• What to produce
Can you output, word for word, the lines between the one holding "Output the component" and the one holding "const [items, setItems]", inclusive, leaving out any pictures?

--- start of Given records ---

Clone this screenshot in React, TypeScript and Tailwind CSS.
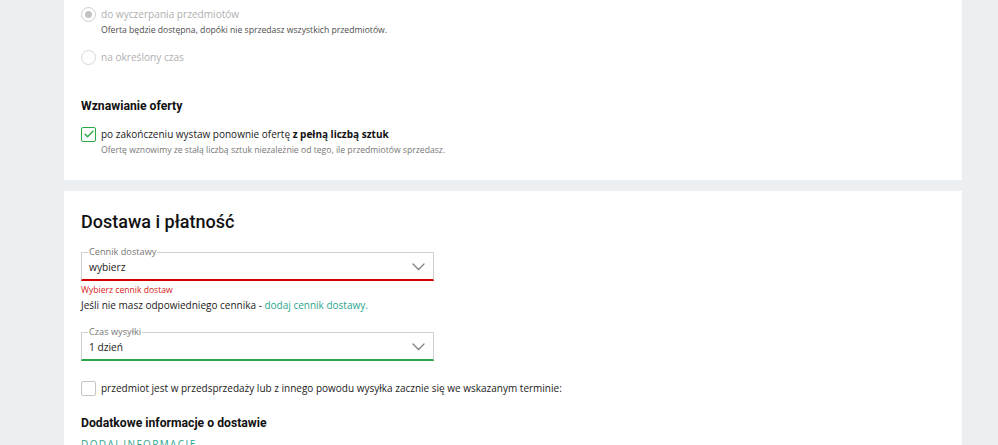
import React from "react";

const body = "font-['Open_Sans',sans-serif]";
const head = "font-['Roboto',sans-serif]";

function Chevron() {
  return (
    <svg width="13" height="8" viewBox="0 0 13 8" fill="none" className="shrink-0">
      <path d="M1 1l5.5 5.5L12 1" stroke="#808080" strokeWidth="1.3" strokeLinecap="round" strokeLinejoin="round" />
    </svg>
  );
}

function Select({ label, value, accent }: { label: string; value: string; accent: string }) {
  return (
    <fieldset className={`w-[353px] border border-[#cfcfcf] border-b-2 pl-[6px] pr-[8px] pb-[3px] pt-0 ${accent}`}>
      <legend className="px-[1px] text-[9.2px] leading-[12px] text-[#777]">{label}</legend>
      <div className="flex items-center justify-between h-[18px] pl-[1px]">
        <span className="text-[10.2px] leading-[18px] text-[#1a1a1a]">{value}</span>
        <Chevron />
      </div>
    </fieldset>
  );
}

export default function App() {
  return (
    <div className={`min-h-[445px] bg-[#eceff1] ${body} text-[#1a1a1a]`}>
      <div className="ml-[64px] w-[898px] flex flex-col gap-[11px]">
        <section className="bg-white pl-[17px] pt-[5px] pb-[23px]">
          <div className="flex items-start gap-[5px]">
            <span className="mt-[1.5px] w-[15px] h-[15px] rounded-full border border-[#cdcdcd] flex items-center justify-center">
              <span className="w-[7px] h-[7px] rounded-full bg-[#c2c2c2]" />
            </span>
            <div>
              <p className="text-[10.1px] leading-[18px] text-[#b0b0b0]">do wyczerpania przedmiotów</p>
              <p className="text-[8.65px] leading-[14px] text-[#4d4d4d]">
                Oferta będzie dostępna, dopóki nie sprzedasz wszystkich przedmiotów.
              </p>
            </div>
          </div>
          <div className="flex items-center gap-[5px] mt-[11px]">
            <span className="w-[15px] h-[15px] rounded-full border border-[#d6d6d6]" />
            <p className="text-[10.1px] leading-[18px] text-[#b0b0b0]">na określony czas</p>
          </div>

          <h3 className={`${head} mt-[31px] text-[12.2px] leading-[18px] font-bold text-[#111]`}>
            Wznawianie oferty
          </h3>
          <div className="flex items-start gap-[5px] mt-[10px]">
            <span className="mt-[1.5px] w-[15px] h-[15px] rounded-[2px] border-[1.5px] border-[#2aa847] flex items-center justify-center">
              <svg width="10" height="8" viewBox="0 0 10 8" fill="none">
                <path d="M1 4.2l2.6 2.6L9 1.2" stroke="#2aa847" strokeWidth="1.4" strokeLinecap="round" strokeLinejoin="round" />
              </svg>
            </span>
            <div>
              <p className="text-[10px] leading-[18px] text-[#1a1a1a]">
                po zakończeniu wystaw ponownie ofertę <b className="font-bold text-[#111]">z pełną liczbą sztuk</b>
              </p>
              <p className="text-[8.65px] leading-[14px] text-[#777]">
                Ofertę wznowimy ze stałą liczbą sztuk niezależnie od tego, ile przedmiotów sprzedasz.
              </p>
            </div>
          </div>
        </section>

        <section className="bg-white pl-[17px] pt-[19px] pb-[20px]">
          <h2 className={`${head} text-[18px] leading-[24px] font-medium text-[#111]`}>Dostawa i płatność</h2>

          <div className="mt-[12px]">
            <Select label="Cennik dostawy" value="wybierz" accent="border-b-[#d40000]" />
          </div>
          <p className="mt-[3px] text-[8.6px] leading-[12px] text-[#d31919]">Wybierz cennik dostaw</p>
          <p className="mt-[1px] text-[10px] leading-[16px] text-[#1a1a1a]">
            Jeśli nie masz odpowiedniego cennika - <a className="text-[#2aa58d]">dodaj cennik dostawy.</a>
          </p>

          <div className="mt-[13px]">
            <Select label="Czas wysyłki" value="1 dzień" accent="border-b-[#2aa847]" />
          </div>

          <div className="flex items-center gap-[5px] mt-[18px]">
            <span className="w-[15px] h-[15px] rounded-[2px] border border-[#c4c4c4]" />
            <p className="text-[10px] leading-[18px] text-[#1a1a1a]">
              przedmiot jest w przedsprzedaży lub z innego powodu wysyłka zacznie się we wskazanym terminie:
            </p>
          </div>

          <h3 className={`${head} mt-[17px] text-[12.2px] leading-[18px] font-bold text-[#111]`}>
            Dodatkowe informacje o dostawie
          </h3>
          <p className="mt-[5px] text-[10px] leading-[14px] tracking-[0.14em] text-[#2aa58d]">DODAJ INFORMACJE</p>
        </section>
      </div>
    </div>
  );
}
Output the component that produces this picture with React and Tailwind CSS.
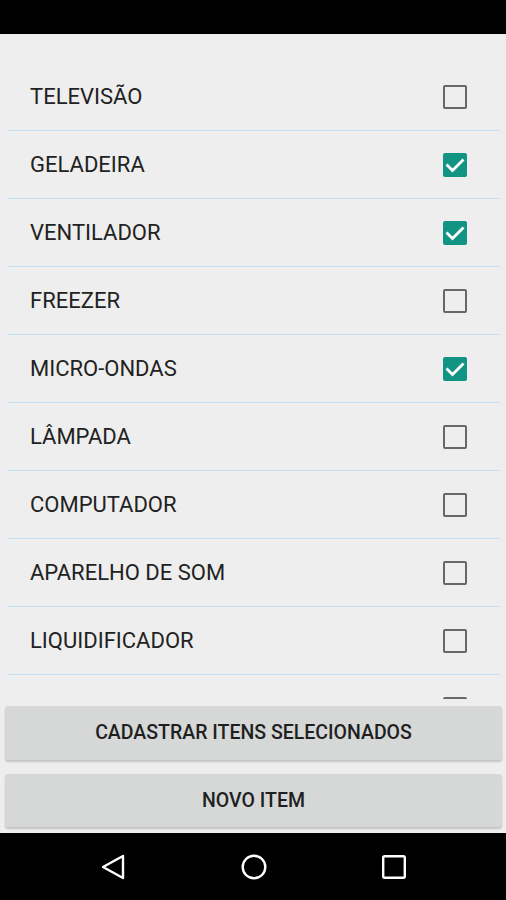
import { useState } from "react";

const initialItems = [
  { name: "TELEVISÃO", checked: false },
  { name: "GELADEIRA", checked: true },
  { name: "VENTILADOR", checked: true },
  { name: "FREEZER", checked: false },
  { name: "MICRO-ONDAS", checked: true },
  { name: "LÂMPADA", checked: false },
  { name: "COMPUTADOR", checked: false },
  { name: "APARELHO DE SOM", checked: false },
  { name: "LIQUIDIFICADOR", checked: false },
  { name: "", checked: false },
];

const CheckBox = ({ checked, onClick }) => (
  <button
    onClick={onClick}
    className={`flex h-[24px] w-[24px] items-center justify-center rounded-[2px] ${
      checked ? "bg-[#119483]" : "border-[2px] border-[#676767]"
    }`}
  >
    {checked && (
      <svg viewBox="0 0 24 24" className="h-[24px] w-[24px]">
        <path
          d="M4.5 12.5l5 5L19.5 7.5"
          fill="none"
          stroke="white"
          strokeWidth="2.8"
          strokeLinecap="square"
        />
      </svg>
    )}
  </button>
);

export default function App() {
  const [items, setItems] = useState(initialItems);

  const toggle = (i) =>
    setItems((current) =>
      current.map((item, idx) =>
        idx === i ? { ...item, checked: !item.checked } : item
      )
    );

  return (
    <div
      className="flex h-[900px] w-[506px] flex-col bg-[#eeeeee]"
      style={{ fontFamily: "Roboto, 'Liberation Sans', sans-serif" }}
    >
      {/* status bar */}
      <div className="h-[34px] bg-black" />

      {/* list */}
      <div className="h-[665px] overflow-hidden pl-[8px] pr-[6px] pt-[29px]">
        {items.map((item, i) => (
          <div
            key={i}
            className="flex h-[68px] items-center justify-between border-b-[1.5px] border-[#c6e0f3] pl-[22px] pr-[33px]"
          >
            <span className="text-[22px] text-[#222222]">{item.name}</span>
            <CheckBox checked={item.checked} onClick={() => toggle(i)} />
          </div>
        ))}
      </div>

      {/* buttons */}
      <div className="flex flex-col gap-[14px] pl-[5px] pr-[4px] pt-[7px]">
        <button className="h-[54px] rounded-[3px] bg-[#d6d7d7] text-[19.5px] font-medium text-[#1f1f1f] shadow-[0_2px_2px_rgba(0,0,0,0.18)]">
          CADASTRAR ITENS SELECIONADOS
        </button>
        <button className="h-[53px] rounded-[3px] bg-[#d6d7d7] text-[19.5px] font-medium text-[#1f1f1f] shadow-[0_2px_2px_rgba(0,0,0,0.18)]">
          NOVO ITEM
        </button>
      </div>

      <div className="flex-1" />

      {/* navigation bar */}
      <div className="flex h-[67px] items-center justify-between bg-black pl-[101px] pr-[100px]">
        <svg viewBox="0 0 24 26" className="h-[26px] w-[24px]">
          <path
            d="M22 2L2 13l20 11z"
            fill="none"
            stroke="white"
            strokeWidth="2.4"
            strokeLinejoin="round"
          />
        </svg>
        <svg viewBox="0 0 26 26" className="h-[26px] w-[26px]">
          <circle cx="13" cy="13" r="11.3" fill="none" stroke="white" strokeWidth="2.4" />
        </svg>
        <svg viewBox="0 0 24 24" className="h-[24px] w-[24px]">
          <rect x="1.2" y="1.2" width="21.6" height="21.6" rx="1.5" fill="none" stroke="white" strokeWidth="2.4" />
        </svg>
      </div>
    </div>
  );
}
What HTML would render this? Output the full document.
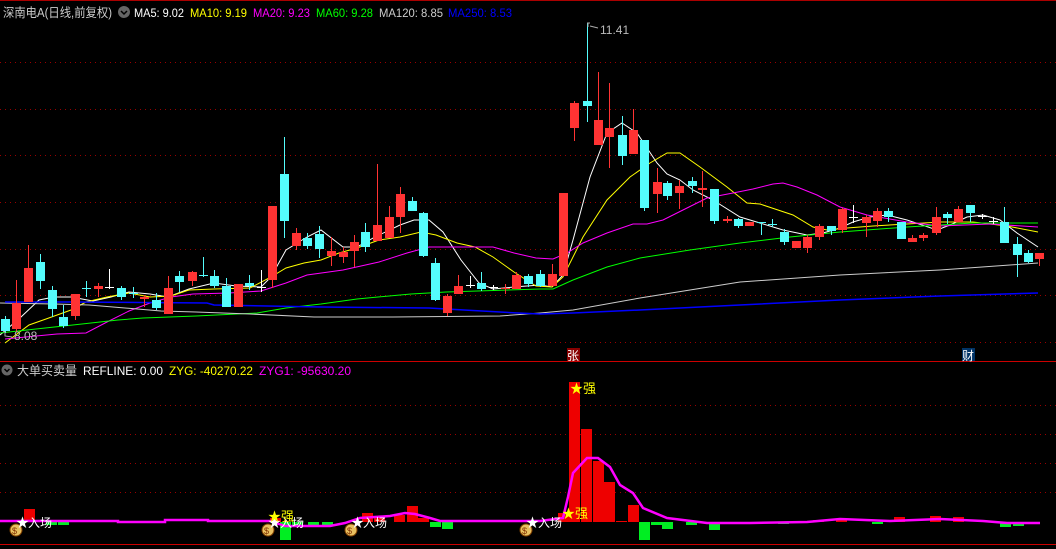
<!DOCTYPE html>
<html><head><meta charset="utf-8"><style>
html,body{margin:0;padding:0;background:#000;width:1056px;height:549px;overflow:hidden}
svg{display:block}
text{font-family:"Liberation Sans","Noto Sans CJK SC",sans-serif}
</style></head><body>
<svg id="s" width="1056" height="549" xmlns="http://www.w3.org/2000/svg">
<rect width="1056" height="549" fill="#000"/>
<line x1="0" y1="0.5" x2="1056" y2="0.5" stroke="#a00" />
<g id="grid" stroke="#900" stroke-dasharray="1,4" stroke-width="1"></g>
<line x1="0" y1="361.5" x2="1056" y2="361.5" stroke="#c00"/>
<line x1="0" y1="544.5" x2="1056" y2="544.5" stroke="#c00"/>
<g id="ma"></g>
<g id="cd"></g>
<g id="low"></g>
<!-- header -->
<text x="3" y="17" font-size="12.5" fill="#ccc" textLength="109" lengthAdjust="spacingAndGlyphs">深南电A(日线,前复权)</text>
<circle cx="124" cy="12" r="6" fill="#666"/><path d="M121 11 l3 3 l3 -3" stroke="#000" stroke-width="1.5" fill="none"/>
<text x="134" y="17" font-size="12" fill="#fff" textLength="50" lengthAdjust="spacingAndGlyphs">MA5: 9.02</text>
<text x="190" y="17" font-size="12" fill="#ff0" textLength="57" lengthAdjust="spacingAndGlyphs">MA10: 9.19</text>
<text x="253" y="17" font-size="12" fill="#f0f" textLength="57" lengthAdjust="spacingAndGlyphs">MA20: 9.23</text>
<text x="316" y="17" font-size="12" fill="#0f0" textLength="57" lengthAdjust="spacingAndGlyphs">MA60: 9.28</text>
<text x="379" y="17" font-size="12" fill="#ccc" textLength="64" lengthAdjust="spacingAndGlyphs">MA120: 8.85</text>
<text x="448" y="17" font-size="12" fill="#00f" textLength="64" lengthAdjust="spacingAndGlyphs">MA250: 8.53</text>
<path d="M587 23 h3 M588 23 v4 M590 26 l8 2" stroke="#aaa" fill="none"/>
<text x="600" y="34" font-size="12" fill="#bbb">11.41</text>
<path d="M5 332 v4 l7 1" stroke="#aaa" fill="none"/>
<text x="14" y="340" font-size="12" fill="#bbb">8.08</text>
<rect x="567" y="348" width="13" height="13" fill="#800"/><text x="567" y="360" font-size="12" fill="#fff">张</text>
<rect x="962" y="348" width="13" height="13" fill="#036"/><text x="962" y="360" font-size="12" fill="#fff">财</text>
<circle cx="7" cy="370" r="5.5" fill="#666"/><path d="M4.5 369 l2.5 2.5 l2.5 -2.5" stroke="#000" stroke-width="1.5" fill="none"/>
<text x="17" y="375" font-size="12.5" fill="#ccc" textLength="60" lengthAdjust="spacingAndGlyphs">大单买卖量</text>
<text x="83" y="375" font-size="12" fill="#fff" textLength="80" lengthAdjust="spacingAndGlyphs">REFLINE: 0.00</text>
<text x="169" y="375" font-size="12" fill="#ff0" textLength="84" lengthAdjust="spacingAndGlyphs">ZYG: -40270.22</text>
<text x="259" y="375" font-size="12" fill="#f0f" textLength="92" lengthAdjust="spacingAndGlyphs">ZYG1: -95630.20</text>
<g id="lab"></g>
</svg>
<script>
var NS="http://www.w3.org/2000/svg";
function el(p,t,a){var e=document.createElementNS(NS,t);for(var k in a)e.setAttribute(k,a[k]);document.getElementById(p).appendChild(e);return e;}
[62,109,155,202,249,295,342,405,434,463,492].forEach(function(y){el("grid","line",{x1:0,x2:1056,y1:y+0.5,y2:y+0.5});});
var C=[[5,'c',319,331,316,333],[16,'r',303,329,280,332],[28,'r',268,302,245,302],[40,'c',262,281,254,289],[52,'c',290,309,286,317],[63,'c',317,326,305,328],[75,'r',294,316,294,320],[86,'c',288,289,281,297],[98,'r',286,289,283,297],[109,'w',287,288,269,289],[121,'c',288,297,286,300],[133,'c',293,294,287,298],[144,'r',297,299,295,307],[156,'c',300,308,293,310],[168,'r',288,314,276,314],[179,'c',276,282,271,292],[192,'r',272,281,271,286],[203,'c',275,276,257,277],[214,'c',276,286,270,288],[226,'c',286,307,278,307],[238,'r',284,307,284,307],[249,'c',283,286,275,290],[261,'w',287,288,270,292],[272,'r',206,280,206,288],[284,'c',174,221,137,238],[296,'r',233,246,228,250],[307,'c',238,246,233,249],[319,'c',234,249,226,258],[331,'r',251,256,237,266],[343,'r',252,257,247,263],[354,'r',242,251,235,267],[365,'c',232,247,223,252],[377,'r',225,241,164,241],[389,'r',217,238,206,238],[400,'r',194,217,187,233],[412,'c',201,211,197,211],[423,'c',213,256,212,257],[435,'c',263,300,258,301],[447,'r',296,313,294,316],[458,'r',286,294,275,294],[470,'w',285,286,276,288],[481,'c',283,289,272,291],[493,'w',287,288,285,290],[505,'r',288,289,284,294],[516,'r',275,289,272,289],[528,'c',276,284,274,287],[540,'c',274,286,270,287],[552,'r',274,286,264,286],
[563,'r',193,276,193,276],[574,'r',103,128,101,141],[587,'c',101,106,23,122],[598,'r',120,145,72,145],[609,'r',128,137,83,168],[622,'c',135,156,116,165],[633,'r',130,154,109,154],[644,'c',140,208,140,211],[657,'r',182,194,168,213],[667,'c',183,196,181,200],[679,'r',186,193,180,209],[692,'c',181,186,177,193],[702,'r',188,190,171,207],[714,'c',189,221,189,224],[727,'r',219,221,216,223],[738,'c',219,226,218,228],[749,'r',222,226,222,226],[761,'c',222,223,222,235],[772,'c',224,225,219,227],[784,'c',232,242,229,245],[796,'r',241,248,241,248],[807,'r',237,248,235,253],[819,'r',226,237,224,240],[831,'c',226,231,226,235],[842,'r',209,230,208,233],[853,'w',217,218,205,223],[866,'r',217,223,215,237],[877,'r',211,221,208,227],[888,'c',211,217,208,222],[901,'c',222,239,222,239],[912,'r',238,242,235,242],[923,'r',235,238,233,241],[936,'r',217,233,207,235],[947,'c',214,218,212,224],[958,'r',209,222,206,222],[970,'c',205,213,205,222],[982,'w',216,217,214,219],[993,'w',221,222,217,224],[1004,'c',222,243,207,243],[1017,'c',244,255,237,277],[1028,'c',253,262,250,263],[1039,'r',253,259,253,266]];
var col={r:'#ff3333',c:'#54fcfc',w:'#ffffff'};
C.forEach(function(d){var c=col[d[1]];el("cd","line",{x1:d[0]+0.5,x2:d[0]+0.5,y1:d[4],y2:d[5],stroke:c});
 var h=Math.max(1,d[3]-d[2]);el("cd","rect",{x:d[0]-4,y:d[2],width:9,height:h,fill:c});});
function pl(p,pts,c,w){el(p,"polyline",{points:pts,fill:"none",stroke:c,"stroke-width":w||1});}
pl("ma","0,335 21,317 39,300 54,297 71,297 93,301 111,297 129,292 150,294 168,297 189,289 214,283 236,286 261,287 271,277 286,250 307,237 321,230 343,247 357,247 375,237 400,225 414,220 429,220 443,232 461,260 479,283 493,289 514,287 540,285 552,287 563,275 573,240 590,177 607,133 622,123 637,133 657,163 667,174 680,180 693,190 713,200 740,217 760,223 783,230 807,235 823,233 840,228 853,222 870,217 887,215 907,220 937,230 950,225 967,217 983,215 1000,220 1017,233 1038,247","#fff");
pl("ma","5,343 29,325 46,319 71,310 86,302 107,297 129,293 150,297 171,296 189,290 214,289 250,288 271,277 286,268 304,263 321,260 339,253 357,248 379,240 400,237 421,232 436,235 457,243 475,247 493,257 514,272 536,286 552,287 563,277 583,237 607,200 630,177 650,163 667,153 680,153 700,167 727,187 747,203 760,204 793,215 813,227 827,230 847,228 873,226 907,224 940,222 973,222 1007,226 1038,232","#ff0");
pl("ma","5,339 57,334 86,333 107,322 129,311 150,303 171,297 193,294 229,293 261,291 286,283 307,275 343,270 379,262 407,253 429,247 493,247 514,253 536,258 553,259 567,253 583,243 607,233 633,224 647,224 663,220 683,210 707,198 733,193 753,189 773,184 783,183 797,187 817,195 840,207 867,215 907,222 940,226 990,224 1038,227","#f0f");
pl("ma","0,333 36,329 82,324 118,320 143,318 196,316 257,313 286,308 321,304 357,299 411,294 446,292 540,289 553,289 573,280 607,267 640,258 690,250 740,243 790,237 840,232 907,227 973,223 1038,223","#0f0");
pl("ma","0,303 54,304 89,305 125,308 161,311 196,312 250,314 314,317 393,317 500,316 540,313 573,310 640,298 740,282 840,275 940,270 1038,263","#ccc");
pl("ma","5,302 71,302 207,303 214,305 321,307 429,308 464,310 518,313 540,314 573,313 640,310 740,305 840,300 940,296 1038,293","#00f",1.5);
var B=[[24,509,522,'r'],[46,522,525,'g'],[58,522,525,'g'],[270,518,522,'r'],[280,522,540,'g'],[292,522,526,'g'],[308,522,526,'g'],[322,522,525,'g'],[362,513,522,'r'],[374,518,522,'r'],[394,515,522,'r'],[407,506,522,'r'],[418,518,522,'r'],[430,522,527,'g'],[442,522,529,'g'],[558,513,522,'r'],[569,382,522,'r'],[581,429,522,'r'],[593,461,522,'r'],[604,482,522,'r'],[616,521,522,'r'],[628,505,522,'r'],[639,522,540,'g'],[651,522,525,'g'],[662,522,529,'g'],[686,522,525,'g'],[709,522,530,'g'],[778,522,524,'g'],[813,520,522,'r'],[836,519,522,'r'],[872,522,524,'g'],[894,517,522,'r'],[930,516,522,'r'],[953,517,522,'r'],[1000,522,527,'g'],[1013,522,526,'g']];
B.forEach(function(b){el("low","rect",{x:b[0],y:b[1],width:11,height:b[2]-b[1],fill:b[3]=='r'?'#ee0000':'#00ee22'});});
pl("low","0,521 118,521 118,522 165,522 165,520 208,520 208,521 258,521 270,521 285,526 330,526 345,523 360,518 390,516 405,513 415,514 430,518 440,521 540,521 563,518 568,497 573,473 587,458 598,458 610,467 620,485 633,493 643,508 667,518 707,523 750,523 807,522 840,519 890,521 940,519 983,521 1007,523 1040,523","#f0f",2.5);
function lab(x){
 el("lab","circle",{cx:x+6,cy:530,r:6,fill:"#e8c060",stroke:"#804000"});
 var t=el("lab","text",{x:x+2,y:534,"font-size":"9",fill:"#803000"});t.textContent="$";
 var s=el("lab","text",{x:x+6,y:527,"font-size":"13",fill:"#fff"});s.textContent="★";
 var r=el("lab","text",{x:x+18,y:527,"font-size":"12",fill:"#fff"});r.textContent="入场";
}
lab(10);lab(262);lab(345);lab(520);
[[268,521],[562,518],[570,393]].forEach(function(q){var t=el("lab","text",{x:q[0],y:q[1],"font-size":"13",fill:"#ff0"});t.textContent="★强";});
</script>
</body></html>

--- end of Given records ---

• Written reply
Output the component that produces this picture with React and Tailwind CSS.
import { useState } from "react";

const initialItems = [
  { name: "TELEVISÃO", checked: false },
  { name: "GELADEIRA", checked: true },
  { name: "VENTILADOR", checked: true },
  { name: "FREEZER", checked: false },
  { name: "MICRO-ONDAS", checked: true },
  { name: "LÂMPADA", checked: false },
  { name: "COMPUTADOR", checked: false },
  { name: "APARELHO DE SOM", checked: false },
  { name: "LIQUIDIFICADOR", checked: false },
  { name: "", checked: false },
];

const CheckBox = ({ checked, onClick }) => (
  <button
    onClick={onClick}
    className={`flex h-[24px] w-[24px] items-center justify-center rounded-[2px] ${
      checked ? "bg-[#119483]" : "border-[2px] border-[#676767]"
    }`}
  >
    {checked && (
      <svg viewBox="0 0 24 24" className="h-[24px] w-[24px]">
        <path
          d="M4.5 12.5l5 5L19.5 7.5"
          fill="none"
          stroke="white"
          strokeWidth="2.8"
          strokeLinecap="square"
        />
      </svg>
    )}
  </button>
);

export default function App() {
  const [items, setItems] = useState(initialItems);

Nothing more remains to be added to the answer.